To say that we had an easy pregnancy would be a lie, but to say that we have and still feel abundantly covered and blessed in prayer, love, support, and encouragement is no exaggeration.
In the days that led up to Easton's birth, I didn't know how to feel or react. My heart was tugged in different directions. I so baldly wanted to meet the little man who called my body home for 9 months, but I was anxious and weary of all the unknowns past delivery.
We were a scheduled c section for 10:00AM last Monday, but we were quickly delayed by an emergency c section; it was if we hadn't waited long enough, it was going to be just a little bit longer. Then, when they came to wheel me down the ominous hallway for c section prep, my body and mind were overwhelmed with emotions. Meeting Easton was something that we were never promised and my heart was overly cautious about what would lie ahead of us in the future-surgeries, echoes, unknown amount of time in the CVICU--it's a lot of take in for this simple minded girl.

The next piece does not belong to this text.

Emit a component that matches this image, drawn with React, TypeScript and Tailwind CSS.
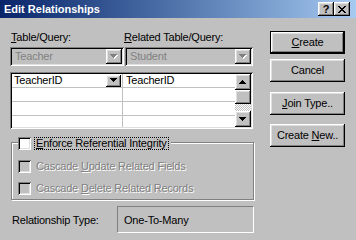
import React from "react";

const RAISED =
  "shadow-[inset_-1px_-1px_#000,inset_1px_1px_#fff,inset_-2px_-2px_#808080,inset_2px_2px_#dfdfdf]";
const SUNKEN =
  "shadow-[inset_1px_1px_#808080,inset_-1px_-1px_#fff,inset_2px_2px_#000,inset_-2px_-2px_#dfdfdf]";
const DIS = "text-[#808080] [text-shadow:1px_1px_0_#fff]";

function Arrow({
  dir = "down",
  color = "#000",
  shadow,
}: {
  dir?: "up" | "down";
  color?: string;
  shadow?: string;
}) {
  const rows = [7, 5, 3, 1];
  const r = dir === "down" ? rows : [...rows].reverse();
  return (
    <svg width="8" height="5" viewBox="0 0 8 5" shapeRendering="crispEdges">
      {shadow &&
        r.map((w, i) => (
          <rect key={"s" + i} x={(7 - w) / 2 + 1} y={i + 1} width={w} height={1} fill={shadow} />
        ))}
      {r.map((w, i) => (
        <rect key={i} x={(7 - w) / 2} y={i} width={w} height={1} fill={color} />
      ))}
    </svg>
  );
}

function CloseGlyph() {
  const px: [number, number][] = [];
  const rows = [
    "xx....xx",
    ".xx..xx.",
    "..xxxx..",
    "...xx...",
    "..xxxx..",
    ".xx..xx.",
    "xx....xx",
  ];
  rows.forEach((row, y) =>
    row.split("").forEach((c, x) => {
      if (c === "x") px.push([x, y]);
    })
  );
  return (
    <svg width="8" height="7" viewBox="0 0 8 7" shapeRendering="crispEdges">
      {px.map(([x, y], i) => (
        <rect key={i} x={x} y={y} width={1} height={1} fill="#000" />
      ))}
    </svg>
  );
}

function Combo({ w, text }: { w: string; text: string }) {
  return (
    <div className={`flex h-[19px] ${w} p-[2px] bg-[#c0c0c0] ${SUNKEN}`}>
      <div className="flex-1 pl-[3px] leading-[15px] text-[#808080]">{text}</div>
      <div className={`w-[16px] h-[15px] flex items-center justify-center bg-[#c0c0c0] ${RAISED}`}>
        <Arrow color="#808080" shadow="#fff" />
      </div>
    </div>
  );
}

function Check({ disabled }: { disabled?: boolean }) {
  return (
    <div
      className={`w-[13px] h-[13px] shrink-0 ${SUNKEN} ${disabled ? "bg-[#c0c0c0]" : "bg-white"}`}
    />
  );
}

function Btn({ children, def, mt }: { children: React.ReactNode; def?: boolean; mt: string }) {
  return (
    <div className={`${mt} h-[23px] w-[75px] bg-[#c0c0c0] ${def ? "border border-black" : ""}`}>
      <div className={`h-full w-full flex items-center justify-center ${RAISED}`}>{children}</div>
    </div>
  );
}

export default function App() {
  const rows = [0, 1, 2, 3];
  return (
    <div className="w-[356px] h-[240px] bg-[#c0c0c0] flex flex-col overflow-hidden font-['Liberation_Sans',Arial,sans-serif] text-[11px] leading-[13px] tracking-[-0.2px] text-black">
      {/* Title bar */}
      <div className="h-[18px] shrink-0 flex items-center pl-[4px] pr-[6px] bg-linear-to-r from-[#0a246a] to-[#a6caf0]">
        <div className="flex-1 text-white font-bold tracking-normal pt-[1px]">Edit Relationships</div>
        <div className="flex">
          <div className={`w-[16px] h-[14px] bg-[#c0c0c0] flex items-center justify-center font-bold tracking-normal leading-[12px] ${RAISED}`}>
            ?
          </div>
          <div className={`w-[16px] h-[14px] bg-[#c0c0c0] flex items-center justify-center ${RAISED}`}>
            <CloseGlyph />
          </div>
        </div>
      </div>

      {/* Body */}
      <div className="flex flex-1">
        {/* Left column */}
        <div className="flex flex-col pl-[10px] pt-[13px] w-[255px]">
          <div className="flex h-[13px]">
            <div className="w-[114px] pl-[1px]">
              <u>T</u>able/Query:
            </div>
            <div>
              <u>R</u>elated Table/Query:
            </div>
          </div>

          <div className="mt-[3px] flex gap-[1px]">
            <Combo w="w-[114px]" text="Teacher" />
            <Combo w="w-[128px]" text="Student" />
          </div>

          {/* Grid */}
          <div className={`mt-[6px] w-[243px] h-[57px] p-[2px] bg-white flex ${SUNKEN}`}>
            <div className="flex-1 flex flex-col overflow-hidden">
              {rows.map((r) => (
                <div
                  key={r}
                  className={`flex shrink-0 ${r < 3 ? "h-[14px] border-b border-[#c0c0c0]" : "h-[11px]"}`}
                >
                  <div className="w-[111px] border-r border-[#c0c0c0] flex items-center">
                    {r === 0 && (
                      <>
                        <div className="flex-1 pl-[2px]">TeacherID</div>
                        <div className={`w-[15px] h-[12px] mr-[1px] flex items-center justify-center bg-[#c0c0c0] ${RAISED}`}>
                          <Arrow />
                        </div>
                      </>
                    )}
                  </div>
                  <div className="flex-1 pl-[3px]">{r === 0 ? "TeacherID" : ""}</div>
                </div>
              ))}
            </div>
            <div className="w-[16px] flex flex-col">
              <div className={`h-[16px] bg-[#c0c0c0] flex items-center justify-center ${RAISED}`}>
                <Arrow dir="up" />
              </div>
              <div className={`h-[14px] bg-[#c0c0c0] ${RAISED}`} />
              <div className="h-[7px] bg-[repeating-conic-gradient(#c0c0c0_0%_25%,#ffffff_0%_50%)] bg-[length:2px_2px]" />
              <div className={`h-[16px] bg-[#c0c0c0] flex items-center justify-center ${RAISED}`}>
                <Arrow />
              </div>
            </div>
          </div>

          {/* Group box */}
          <div className="mt-[13px] ml-[1px] w-[243px] border border-[#808080] shadow-[inset_1px_1px_#fff,1px_1px_#fff] flex flex-col pl-[6px] pb-[4px]">
            <div className="-mt-[6px] self-start flex items-center gap-[3px] bg-[#c0c0c0] pr-[2px]">
              <Check />
              <div className="h-[13px] border border-dotted border-black leading-[11px] px-[1px]">
                <u>E</u>nforce Referential Integrity
              </div>
            </div>
            <div className="mt-[10px] flex items-center gap-[5px]">
              <Check disabled />
              <div className={DIS}>
                Cascade <u>U</u>pdate Related Fields
              </div>
            </div>
            <div className="mt-[9px] flex items-center gap-[5px]">
              <Check disabled />
              <div className={DIS}>
                Cascade <u>D</u>elete Related Records
              </div>
            </div>
          </div>

          {/* Relationship type */}
          <div className="mt-[6px] flex h-[27px] items-center">
            <div className="w-[107px] pl-[2px] pt-[1px]">Relationship Type:</div>
            <div className="w-[137px] h-full border-t border-l border-t-[#808080] border-l-[#808080] border-b border-r border-b-white border-r-white pl-[6px] pt-[1px] flex items-center">
              One-To-Many
            </div>
          </div>
        </div>

        {/* Right column */}
        <div className="flex flex-col pt-[13px] ml-[15px] w-[75px]">
          <Btn def mt="mt-0">
            <span>
              <u>C</u>reate
            </span>
          </Btn>
          <Btn mt="mt-[5px]">Cancel</Btn>
          <Btn mt="mt-[10px]">
            <span>
              <u>J</u>oin Type..
            </span>
          </Btn>
          <Btn mt="mt-[9px]">
            <span>
              Create <u>N</u>ew..
            </span>
          </Btn>
        </div>
      </div>
    </div>
  );
}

With an operation room full of doctors, nurses, and the cardiac intensive unit team all into place, they finally brought Stephen in the room. Stephen has been and continues to be my earthly rock as we walk through the abyss of having a CHD baby (heart baby). He sat by my head and we talked about sports and podcasts and then in a blink of an eye, I heard the doctor say, "Oh Courtney, he has a cute butt!" and my heart started to swell a little more. Seconds later, we heard Easton cry for a quick second (we were told he may not cry because his condition was so unknown). Stephen wiped the tears away as they fell down my cheeks, a day that we couldn't have pictured since we'd received his diagnosis and prognosis. We were able to watch on screens as the cvicu team prepped him to be taken away for his assessment and that's when we had forgotten to ask how much he weighed. When the team spouted off a whopping 9lbs 1oz, we couldn't help but laugh. Heart babies don't typically grow into big babies but we were once again so thankful that our little man was nice and stout. Stephen left with the team to go be the baby as I was being closed shut and praying that my organs weren't rearranged:)
Throughout the rest of the day, I couldn't help but have a happy and full heart. My mind was still cautious, but we were so thankful to finally have met our greatest joy.Easton Bauer Sparks was born at 12:33PM and we couldn't be more proud to be his parents, even knowing that this path will be full of unforeseen obstacles, our hearts are still full of love for our sweet little man.